What is true is that if you came back to NYC after a decade or so, you would find things different due to the constant building and rebuilding going on, and it is in large measure sustained by that constant reinvention and renewal. But there are other places, such as Detroit or Baltimore, that no longer seem to have a purpose, and could be headed towards the same fate as some of the ancient city ruins I recently visited. But neither applies to Venice, which was finished long ago, and remains intact even after many years of decline. It is a place you could revisit after decades and find nothing changed, not to mention settings that appear as they would have centuries in the past. It was once a republic that lasted over a thousand years, but today it is basically a dead city, a museum, that exists almost entirely for tourists. Nothing else happens there anymore. The population is only 60,000 and falling as well as aging, so that it is projected that no Venetians will be left by 2030, when in any case it may be flooded by rising seas. 

Other cities, like Athens and Rome, have existed for thousands of years, undergoing periods of sharp decline, but then rebounding, because although they contain ancient ruins, they are still living cities with people engaged in a wide range of activities. From ancient times onwards cities have been sacked, populations slaughtered, and temples destroyed, but often they would rebound and build a new temple, and sometimes the ruins we see today are the second or even third incarnation of what was there originally.  

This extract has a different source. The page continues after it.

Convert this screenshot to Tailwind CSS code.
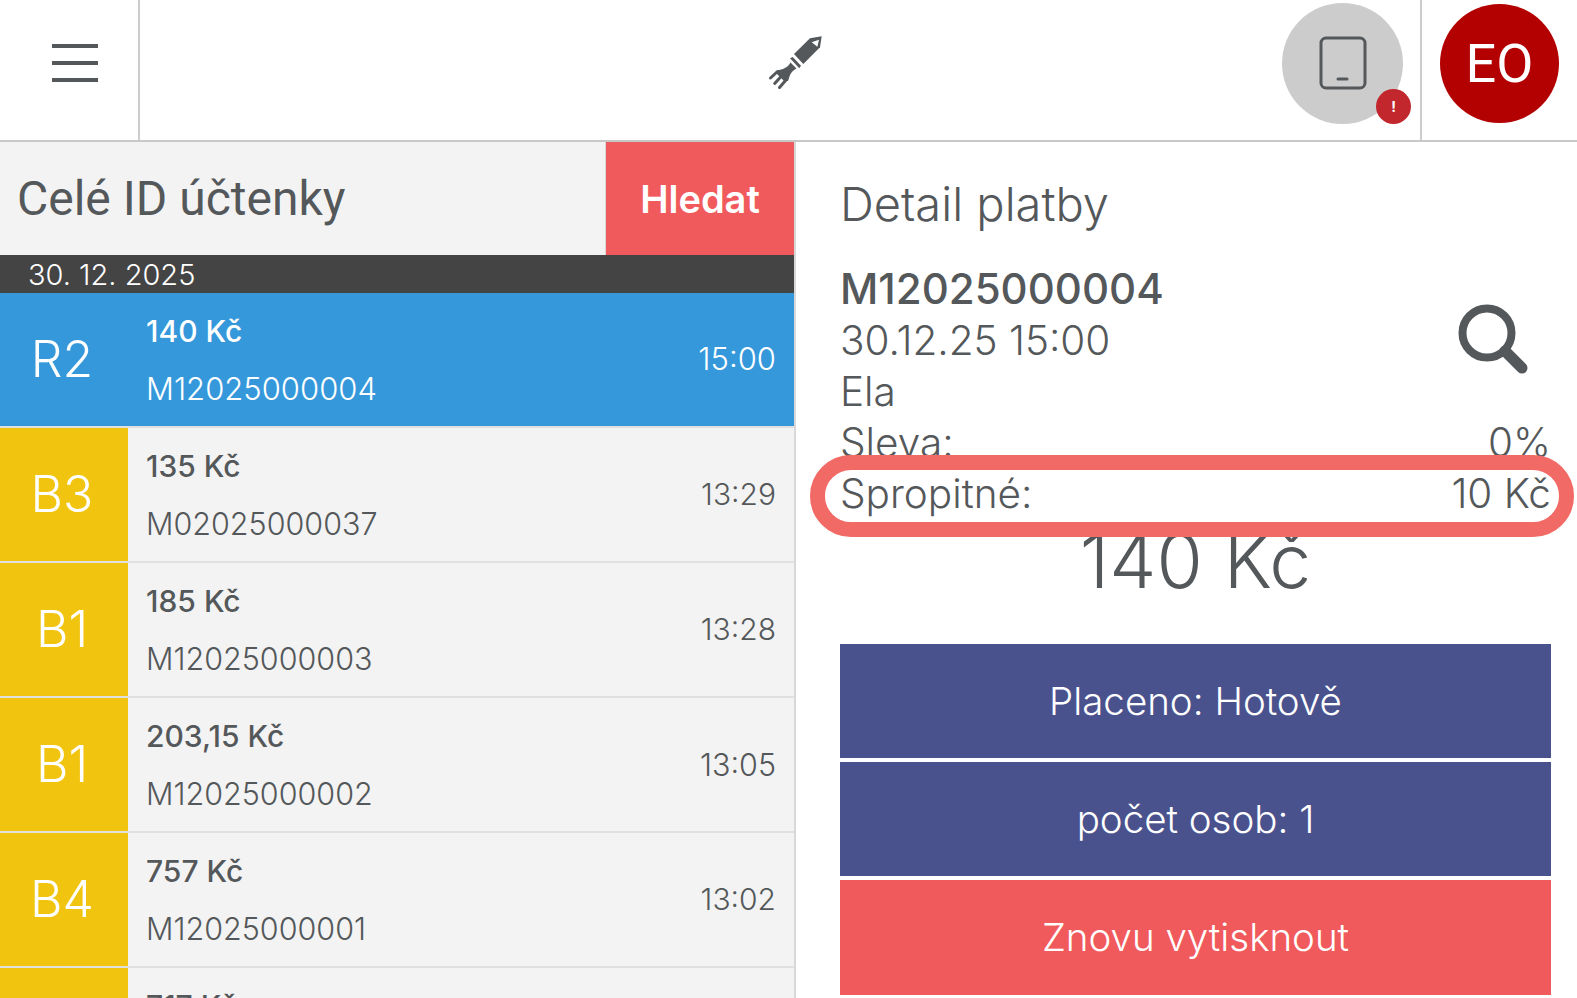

Other times cities would be totally and deliberately obliterated, like Carthage, with little left to suggest they ever existed.  Some simply fade away for other reasons. I recently visited the ancient Greek cities of Ephesus and Miletus on the coast of what is now Turkey. It was there that philosophy began and rational thought was applied to explain natural phenomena previously attributed to divinities and spirits, thus providing the foundation for science. They were once important cities, with commercial harbors, but as rivers silted up over time they were left in an inland location, resulting in the loss of economic vitality and depopulation. The same thing happened in other places, such as Pisa in Italy. 


We can never know what the long term fate of our cities will be. Will they decline beyond recovery, will they transform into something else, or will they still remain vibrant? In any event we cannot assume that the world we live in now will be the same a few hundred years from now, any more than we resemble the world of a few hundred years past. But whatever record we do leave will likely only be found in cities or what remains of them. 

04 May 2015

JFK AIRPORT TRAVEL MISERY

Every time I return from a trip abroad I dread the miserable process of passing through JFK airport in New York, which continues to a be a national embarrassment, especially when you think that this is the first thing people from other countries experience when they come here. It is says a lot when it is an even worse experience than traveling to Venice, where I just returned from.  

Venice is notoriously difficult to come and go from as you either have to travel via a water taxi, or haul your luggage to your destination from the furthest point a train or bus from the airport can take you. From there you have to cross canals, and since this will involve dragging suitcases up and down the steps of a series of bridges to get to your hotel, it is well worth paying a porter to take care of that for you. But with canals instead of streets everywhere, these difficulties are at least the result of unavoidable physical conditions.

The same cannot be said for the dismal conditions at JFK which are man-made and entirely avoidable. It is a disgrace, compared to modern and efficient airports in other cities around the world. First you have to walk through an endless dingy corridor to a huge room with a vast series of lines below a huge, truly dreadful mural. Initially there is a line for US citizens, foreign legal residents, and first time visitors, but then the first two pointlessly get merged. Then you have to get on a very long line that snakes back and forth several times, until you finally get to stop number one. Then you go to a kiosk, insert your passport and it prints out a paper with your picture verifying your information, with such new technology apparently designed to speed things up and smooth your passage. But it doesn’t, because you then go to another line anyway, and at this point the confusion is such that I can’t even tell you what department each stop is for, but after that there is yet another line. Then you pick up your luggage and wind up on yet another line, before finally exiting the airport to one mercifully quick last line to get a taxi, by which time nearly two hours have transpired since landing. If you weren’t exhausted after spending eight hours on an airplane you will be after this. 

This can’t be blamed on enhanced security, because oddly, leaving from the same airport took less than half an hour, despite full security checks. Problems returning are instead based upon bureaucratic ineptitude, needless duplication and terrible organization. Clearly no one is looking at things from the customer standpoint. What is clearly needed is an effort to bring this airport into the twenty-first century in terms of physical plant, as well as new and better management. 


I did come across one thing even dumber, in Croatia, one of the countries we visited. For some odd reason the government insists that merchants display prices only in the local currency, which is so obscure you can’t even find it on most conversion tables. In most other countries prices are usually posted in dollar or euro equivalents for the convenience of tourist customers. That is obviously good for business; pricing things in kunas  is definitely not, and local businesses suffer as a result. Clearly government ineptitude knows no borders.